[Start of INFORMATION SUPPLIED]
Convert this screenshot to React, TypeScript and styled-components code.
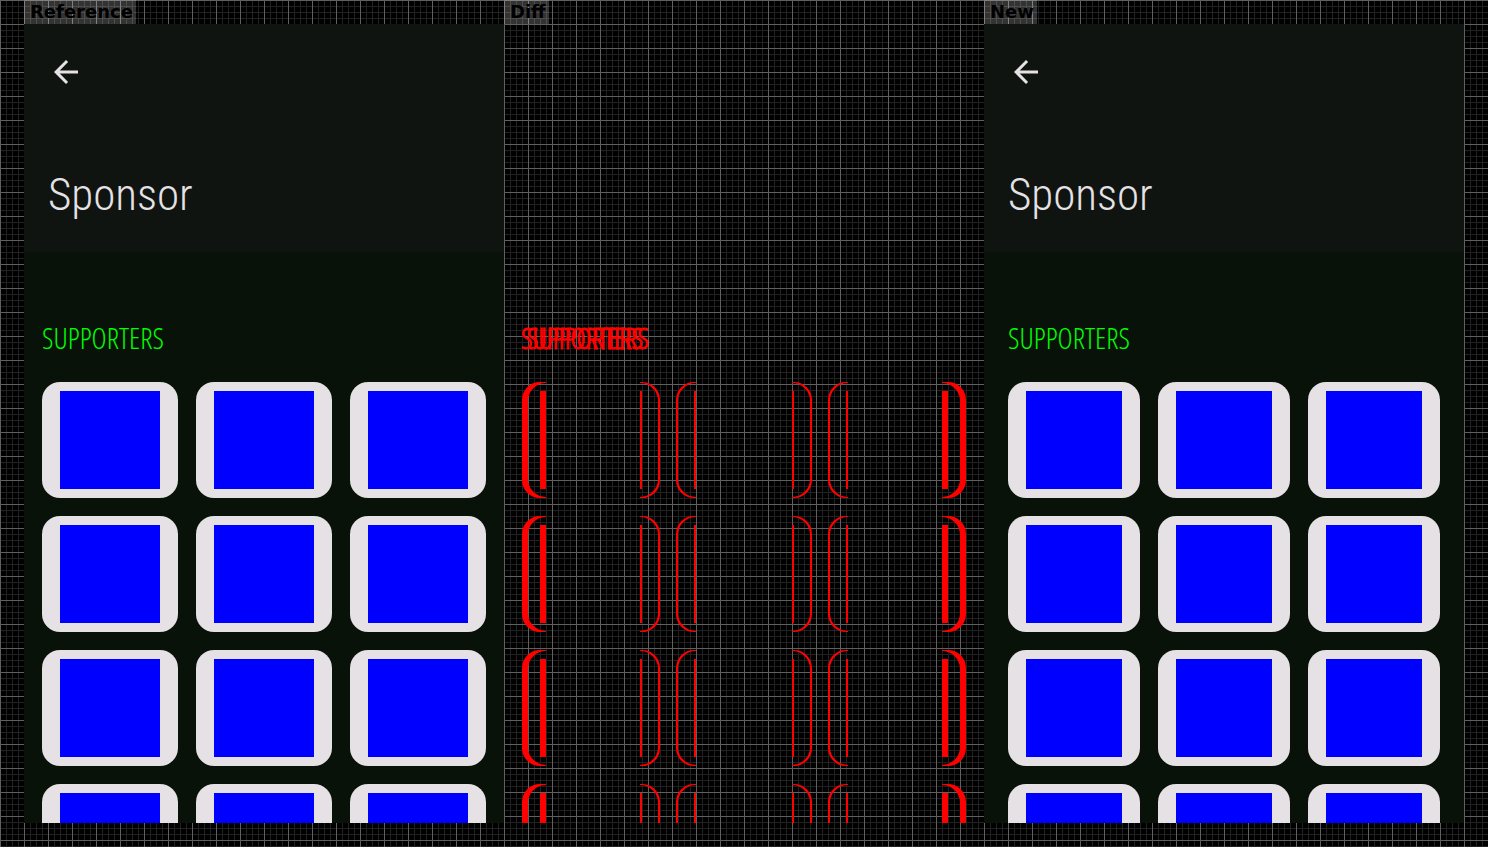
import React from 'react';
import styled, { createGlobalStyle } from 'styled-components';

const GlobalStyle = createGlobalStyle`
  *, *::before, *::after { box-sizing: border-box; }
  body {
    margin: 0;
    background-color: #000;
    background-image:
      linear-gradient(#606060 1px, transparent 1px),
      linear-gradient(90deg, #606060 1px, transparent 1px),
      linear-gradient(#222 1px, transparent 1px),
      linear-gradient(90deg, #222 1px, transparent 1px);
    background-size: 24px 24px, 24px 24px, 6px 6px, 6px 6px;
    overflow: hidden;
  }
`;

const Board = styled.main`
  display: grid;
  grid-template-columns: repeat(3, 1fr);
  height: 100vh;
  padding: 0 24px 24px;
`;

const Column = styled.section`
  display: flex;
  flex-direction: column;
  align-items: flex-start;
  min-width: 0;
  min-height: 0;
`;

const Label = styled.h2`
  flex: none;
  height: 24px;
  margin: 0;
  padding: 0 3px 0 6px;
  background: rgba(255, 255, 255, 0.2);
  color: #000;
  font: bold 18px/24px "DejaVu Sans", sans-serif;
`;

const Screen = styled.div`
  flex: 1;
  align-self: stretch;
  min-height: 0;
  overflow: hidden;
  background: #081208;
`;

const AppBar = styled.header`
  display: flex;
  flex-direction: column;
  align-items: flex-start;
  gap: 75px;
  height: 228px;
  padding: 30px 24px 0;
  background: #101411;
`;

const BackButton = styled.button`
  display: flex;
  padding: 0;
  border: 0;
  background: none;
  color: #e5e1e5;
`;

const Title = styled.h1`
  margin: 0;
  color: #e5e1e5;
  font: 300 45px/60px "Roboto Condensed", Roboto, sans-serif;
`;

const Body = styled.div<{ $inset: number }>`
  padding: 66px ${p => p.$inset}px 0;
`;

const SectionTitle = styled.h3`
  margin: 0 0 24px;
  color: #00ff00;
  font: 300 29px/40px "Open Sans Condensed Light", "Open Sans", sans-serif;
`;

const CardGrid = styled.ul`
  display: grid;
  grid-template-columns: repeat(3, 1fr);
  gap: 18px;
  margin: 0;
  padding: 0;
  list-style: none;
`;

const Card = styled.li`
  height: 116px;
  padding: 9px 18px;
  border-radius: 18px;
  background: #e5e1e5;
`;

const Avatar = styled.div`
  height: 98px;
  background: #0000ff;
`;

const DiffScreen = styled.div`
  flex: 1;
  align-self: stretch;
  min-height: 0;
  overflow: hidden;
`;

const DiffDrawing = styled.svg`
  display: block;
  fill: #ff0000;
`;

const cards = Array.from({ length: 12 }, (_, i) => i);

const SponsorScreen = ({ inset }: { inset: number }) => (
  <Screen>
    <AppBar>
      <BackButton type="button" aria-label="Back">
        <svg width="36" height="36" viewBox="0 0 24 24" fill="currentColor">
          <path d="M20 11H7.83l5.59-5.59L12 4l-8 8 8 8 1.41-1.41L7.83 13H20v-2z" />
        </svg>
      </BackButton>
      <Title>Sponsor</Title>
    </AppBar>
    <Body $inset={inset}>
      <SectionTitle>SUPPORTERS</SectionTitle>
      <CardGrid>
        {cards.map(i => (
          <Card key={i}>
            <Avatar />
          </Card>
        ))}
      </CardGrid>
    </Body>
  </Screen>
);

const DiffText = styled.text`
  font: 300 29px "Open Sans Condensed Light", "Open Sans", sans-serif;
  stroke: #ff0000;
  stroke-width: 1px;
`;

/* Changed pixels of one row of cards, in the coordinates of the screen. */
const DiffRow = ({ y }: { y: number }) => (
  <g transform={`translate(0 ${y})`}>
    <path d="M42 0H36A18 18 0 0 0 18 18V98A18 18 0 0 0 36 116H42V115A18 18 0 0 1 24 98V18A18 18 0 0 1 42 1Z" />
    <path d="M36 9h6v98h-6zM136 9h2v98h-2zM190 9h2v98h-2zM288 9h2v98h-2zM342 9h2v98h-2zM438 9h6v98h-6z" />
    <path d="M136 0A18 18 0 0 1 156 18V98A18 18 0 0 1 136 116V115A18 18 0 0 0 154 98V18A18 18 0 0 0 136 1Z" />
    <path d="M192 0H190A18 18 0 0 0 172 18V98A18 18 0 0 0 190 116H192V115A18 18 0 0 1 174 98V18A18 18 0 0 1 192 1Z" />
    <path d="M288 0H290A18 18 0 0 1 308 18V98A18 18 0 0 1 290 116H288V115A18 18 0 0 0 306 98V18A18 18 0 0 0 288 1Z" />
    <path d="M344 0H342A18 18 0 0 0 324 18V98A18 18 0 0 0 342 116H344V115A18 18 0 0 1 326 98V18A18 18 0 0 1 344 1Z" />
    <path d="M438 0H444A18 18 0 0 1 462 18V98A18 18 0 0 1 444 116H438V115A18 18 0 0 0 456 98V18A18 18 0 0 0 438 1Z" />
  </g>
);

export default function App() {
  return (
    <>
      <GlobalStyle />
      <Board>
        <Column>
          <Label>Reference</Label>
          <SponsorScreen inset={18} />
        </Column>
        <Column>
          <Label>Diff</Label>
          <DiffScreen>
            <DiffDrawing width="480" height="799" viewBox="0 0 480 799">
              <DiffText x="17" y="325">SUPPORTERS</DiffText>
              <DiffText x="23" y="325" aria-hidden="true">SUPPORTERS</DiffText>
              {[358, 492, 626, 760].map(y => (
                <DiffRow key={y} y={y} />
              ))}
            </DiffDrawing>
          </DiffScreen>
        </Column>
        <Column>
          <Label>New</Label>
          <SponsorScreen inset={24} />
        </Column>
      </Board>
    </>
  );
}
[End of INFORMATION SUPPLIED]
Leave the pictures out and output the rest of the listing exactly.

| SOLUTION TO THE EXERCISE |
Convert this screenshot to React, TypeScript and styled-components code.
import React from 'react';
import styled, { createGlobalStyle } from 'styled-components';

const GlobalStyle = createGlobalStyle`
  *, *::before, *::after { box-sizing: border-box; }
  body {
    margin: 0;
    background-color: #000;
    background-image:
      linear-gradient(#606060 1px, transparent 1px),
      linear-gradient(90deg, #606060 1px, transparent 1px),
      linear-gradient(#222 1px, transparent 1px),
      linear-gradient(90deg, #222 1px, transparent 1px);
    background-size: 24px 24px, 24px 24px, 6px 6px, 6px 6px;
    overflow: hidden;
  }
`;

const Board = styled.main`
  display: grid;
  grid-template-columns: repeat(3, 1fr);
  height: 100vh;
  padding: 0 24px 24px;
`;

const Column = styled.section`
  display: flex;
  flex-direction: column;
  align-items: flex-start;
  min-width: 0;
  min-height: 0;
`;

const Label = styled.h2`
  flex: none;
  height: 24px;
  margin: 0;
  padding: 0 3px 0 6px;
  background: rgba(255, 255, 255, 0.2);
  color: #000;
  font: bold 18px/24px "DejaVu Sans", sans-serif;
`;

const Screen = styled.div`
  flex: 1;
  align-self: stretch;
  min-height: 0;
  overflow: hidden;
  background: #081208;
`;

const AppBar = styled.header`
  display: flex;
  flex-direction: column;
  align-items: flex-start;
  gap: 75px;
  height: 228px;
  padding: 30px 24px 0;
  background: #101411;
`;

const BackButton = styled.button`
  display: flex;
  padding: 0;
  border: 0;
  background: none;
  color: #e5e1e5;
`;

const Title = styled.h1`
  margin: 0;
  color: #e5e1e5;
  font: 300 45px/60px "Roboto Condensed", Roboto, sans-serif;
`;

const Body = styled.div<{ $inset: number }>`
  padding: 66px ${p => p.$inset}px 0;
`;

const SectionTitle = styled.h3`
  margin: 0 0 24px;
  color: #00ff00;
  font: 300 29px/40px "Open Sans Condensed Light", "Open Sans", sans-serif;
`;

const CardGrid = styled.ul`
  display: grid;
  grid-template-columns: repeat(3, 1fr);
  gap: 18px;
  margin: 0;
  padding: 0;
  list-style: none;
`;

const Card = styled.li`
  height: 116px;
  padding: 9px 18px;
  border-radius: 18px;
  background: #e5e1e5;
`;

const Avatar = styled.div`
  height: 98px;
  background: #0000ff;
`;

const DiffScreen = styled.div`
  flex: 1;
  align-self: stretch;
  min-height: 0;
  overflow: hidden;
`;

const DiffDrawing = styled.svg`
  display: block;
  fill: #ff0000;
`;

const cards = Array.from({ length: 12 }, (_, i) => i);

const SponsorScreen = ({ inset }: { inset: number }) => (
  <Screen>
    <AppBar>
      <BackButton type="button" aria-label="Back">
        <svg width="36" height="36" viewBox="0 0 24 24" fill="currentColor">
          <path d="M20 11H7.83l5.59-5.59L12 4l-8 8 8 8 1.41-1.41L7.83 13H20v-2z" />
        </svg>
      </BackButton>
      <Title>Sponsor</Title>
    </AppBar>
    <Body $inset={inset}>
      <SectionTitle>SUPPORTERS</SectionTitle>
      <CardGrid>
        {cards.map(i => (
          <Card key={i}>
            <Avatar />
          </Card>
        ))}
      </CardGrid>
    </Body>
  </Screen>
);

const DiffText = styled.text`
  font: 300 29px "Open Sans Condensed Light", "Open Sans", sans-serif;
  stroke: #ff0000;
  stroke-width: 1px;
`;

/* Changed pixels of one row of cards, in the coordinates of the screen. */
const DiffRow = ({ y }: { y: number }) => (
  <g transform={`translate(0 ${y})`}>
    <path d="M42 0H36A18 18 0 0 0 18 18V98A18 18 0 0 0 36 116H42V115A18 18 0 0 1 24 98V18A18 18 0 0 1 42 1Z" />
    <path d="M36 9h6v98h-6zM136 9h2v98h-2zM190 9h2v98h-2zM288 9h2v98h-2zM342 9h2v98h-2zM438 9h6v98h-6z" />
    <path d="M136 0A18 18 0 0 1 156 18V98A18 18 0 0 1 136 116V115A18 18 0 0 0 154 98V18A18 18 0 0 0 136 1Z" />
    <path d="M192 0H190A18 18 0 0 0 172 18V98A18 18 0 0 0 190 116H192V115A18 18 0 0 1 174 98V18A18 18 0 0 1 192 1Z" />
    <path d="M288 0H290A18 18 0 0 1 308 18V98A18 18 0 0 1 290 116H288V115A18 18 0 0 0 306 98V18A18 18 0 0 0 288 1Z" />
    <path d="M344 0H342A18 18 0 0 0 324 18V98A18 18 0 0 0 342 116H344V115A18 18 0 0 1 326 98V18A18 18 0 0 1 344 1Z" />
    <path d="M438 0H444A18 18 0 0 1 462 18V98A18 18 0 0 1 444 116H438V115A18 18 0 0 0 456 98V18A18 18 0 0 0 438 1Z" />
  </g>
);

export default function App() {
  return (
    <>
      <GlobalStyle />
      <Board>
        <Column>
          <Label>Reference</Label>
          <SponsorScreen inset={18} />
        </Column>
        <Column>
          <Label>Diff</Label>
          <DiffScreen>
            <DiffDrawing width="480" height="799" viewBox="0 0 480 799">
              <DiffText x="17" y="325">SUPPORTERS</DiffText>
              <DiffText x="23" y="325" aria-hidden="true">SUPPORTERS</DiffText>
              {[358, 492, 626, 760].map(y => (
                <DiffRow key={y} y={y} />
              ))}
            </DiffDrawing>
          </DiffScreen>
        </Column>
        <Column>
          <Label>New</Label>
          <SponsorScreen inset={24} />
        </Column>
      </Board>
    </>
  );
}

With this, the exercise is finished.